Just remember that your hedgie is in good hands and he isn't going anywhere. You can still see him when you go home! which will make going home that much more exciting


----------



## phoenixjay

Hi! 
I'm a college student and I know how painful it is to leave pets behind. It sounds like your parents will take great care of your hedgie. I didn't get as lucky with my birds in my dad's hands because he refuses to clean the cage (very upsetting, but he is getting better with him after I nagged enough) I still can't bring my birds because commuting birds is more difficult than commuting a hedgie, and they're too loud and will cause roommate issues.  I actually just moved out of the dorm and into a pet-friendly apartment.

You're not a baby for crying. I get it. We're basically parents leaving our babies behind. Your parents will do a great job caring for your hedgie. If your dorm allows it, try getting a fish! It will give you something to care for while you're missing your hedgie. I'm not the greatest at keeping fish alive, but I had a few while living in the dorms. They don't interact as much, but they suffice for the moment being.  

Have fun in college, hon! It really is a great experience, and I love it here. It hurts not seeing my birdies and my cats on a daily basis, but like what sc2001 said, it makes going home much more exciting!


----------



## Soyala_Amaya

When my husband and I moved into a new place that only let us have two "outside of cage" pets, we had to make a very hard decision. We had two dogs (for me) and two cats (his). Unfortunately, it is much easier to rehome a dog than an adult cat. My baby boys now live full time with my parents and their pitbull/boxer and chihuahua. They have a fenced in yard, dog door, big comfy dog beds to sleep on, and more than I could give them in my little three room with postage stamp yard.

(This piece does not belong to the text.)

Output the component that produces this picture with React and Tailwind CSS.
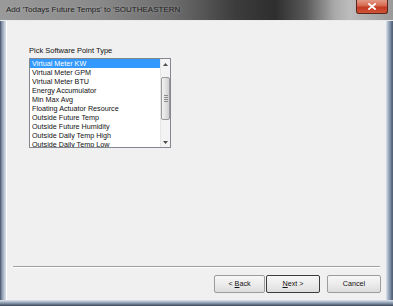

I go see them at LEAST once a week and sometimes sneak the little one down for overnight cuddles, but it was the best decision for THEM. To keep our same amount of animals, we would have had to live somewhere nowhere near as nice as our little place. It became a decision of letting them live with someone else, or affect everyone's lives and possibly safety. 

It sucks, but sometimes it can be a part of growing up. Your hedgie will not have the space or life he deserves if he goes to college with you. It is sad to not have them next to us, but they are literally in a better place because of that decision. (my old boy doesn't come for overnights because he is 13 years old and travels stresses him out. Also he has less accidents with access to a dog door. 13 year old bladder don't hold for long, heh)


----------



## Savannahsays

Thank you for the reassurance. i'm currently in Wisconsin and I'm going to Colorado, so sadly I can't just go home and visit as I please. By the end of text year Remmy will only be 2 so it's not like he's getting extremely old on me. It'll just be really hard, but thank you so much.


----------



## sc2001

Maybe you can have a few Skype dates with Remmy and your parents


----------



## afireinsidex03

Just imagine though-in 2 years, Remmy will be able to travel out of WI's frozen tundra and go to college in a warmer town!  I'm sure she'll love it! Also, skype dates are a good idea.


----------



## Klabbs7

Hello! I'm currently in college and what I have done to be able to keep my hedgie with me is have a cage that will fit under my bed. Last year my bed was lofted quite a bit so it was no problem to slide his cage under there. I hung his heating lamp from the bed frame. 
Technically I'm not suppose to have pets at school other than fish...but every residence adviser I've had doesn't mind. Usually they come and play with him. But, not all RA's will be that cool. I've been very lucky.


----------



## Cricketbug427

Just noticing this thread. Where in CO will you be coming for school? I'm in the Denver area, so if you need a hedgie fix, come love on Spork


----------



## tony21

Wow I feel lucky to have all mine and my gfs pets, and the snake room (more then snakes in there, I just call it that lol). It does make things easy to (and cheaper) live off campus. I don't know what I'd do if I couldn't have all my animals ( witch is probably to many hahaha ). I had to downsize when I moved, till I can set up my snake room again. I just don't have time with school and work right now, maybe this summer.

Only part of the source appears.